Those actions are unlicensed public adjusting in most states, and they are exactly the moves that get contractors fined and shut down. Capture the search intent — owners absolutely are looking for help with storm damage — but answer it on the side you are allowed to be on: thorough documentation and an accurate estimate, handed to the owner, who files, while the insurer decides. Train your reps to say "I'll document everything I find and write you a detailed estimate; you and your insurer take it from there." That sentence keeps you valuable and keeps you legal.

Keeping the inventory alive: roofs as a managed asset

The biggest mistake commercial contractors make with roof asset data is treating it as a one-time list. A roof you scored "too new" this year is a year closer to due next year. A territory you mapped is a living book of business if you maintain it.

Re-score on a cycle

Run the inventory on a refresh schedule — quarterly for storm exposure (so you catch new hail and wind events against your aging roofs fast), annually for age and a fresh imagery pass. A building that scored low-medium in January because it was "only" 16 years old and storm-free climbs the list the moment a serious hail cell crosses it in June. The contractor who re-scores is on that roof before the contractor who filed the list in a drawer.

Turn the inventory into maintenance contracts

Not every roof you find is a tear-off. Plenty are mid-life membranes where the smart sale is a maintenance agreement — annual inspections, drain clearing, seam and flashing repair, and a coating when the time comes. These are recurring revenue and they keep you on the roof, which means you are the contractor of record when it finally does need replacement. A ranked inventory is a perfect feeder for a maintenance program: the medium-scored, mid-life roofs that are not ready for replacement are exactly your maintenance-contract targets.

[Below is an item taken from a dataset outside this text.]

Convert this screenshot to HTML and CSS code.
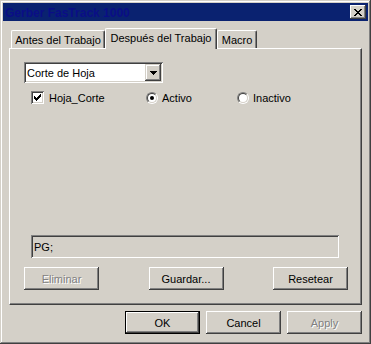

Track outcomes back into the score

When a rep inspects a building, the result — actual material, actual condition, whether it sold, what it sold for — should flow back into the record. Over a season you learn how well your age estimates held up, which neighborhoods over- or under-index on aging roofs, and which storm scores actually correlated with damage you found on the roof. That feedback loop makes next year's ranking sharper than any vendor's default model, because it is tuned to your market and your crews.

A maintenance checklist for the inventory itself

  • Re-pull parcel data when the county updates ownership records (sales change your decision-maker)
  • Re-run imagery change-detection annually to catch re-roofs you should remove
  • Refresh storm exposure after every significant regional event
  • Reconcile against permits quarterly to confirm or kill age estimates
  • Update contacts when entities re-file or managers change
  • Archive sold and lost buildings with the reason, for the feedback loop

Enabling a green sales rep with the data

Commercial roofing has a rep-churn problem. You hire someone, they spend months floundering on cold calls with no idea which buildings to work or what to say, they make no money, and they quit. The roof asset record is the fastest way to make a new rep sound like a veteran before they have climbed a single ladder.

Hand a new rep a ranked list with a built opener per building and they are no longer cold-calling blind. They are calling a named owner about a specific roof with a real age range and a real storm date, offering a free inspection. That call lands far more often than "do you need roof work," which means the new rep books inspections, makes money, and stays. The data does for a green rep what five years of windshield instinct does for a veteran — it tells them which door and gives them the first sentence.

A simple onboarding play: give the new hire the top 30 buildings on the ranked list, the one-line opener for each, the cadence table, and the do-not-say list. That is a month of focused, high-relevance activity that produces booked inspections instead of rejection. Pair them with a senior rep for the roof visits until they can read a membrane, and you have converted the riskiest hire in the business into a producer in weeks instead of months.

What pros get wrong

A few failure patterns show up again and again. Avoiding them is most of the edge.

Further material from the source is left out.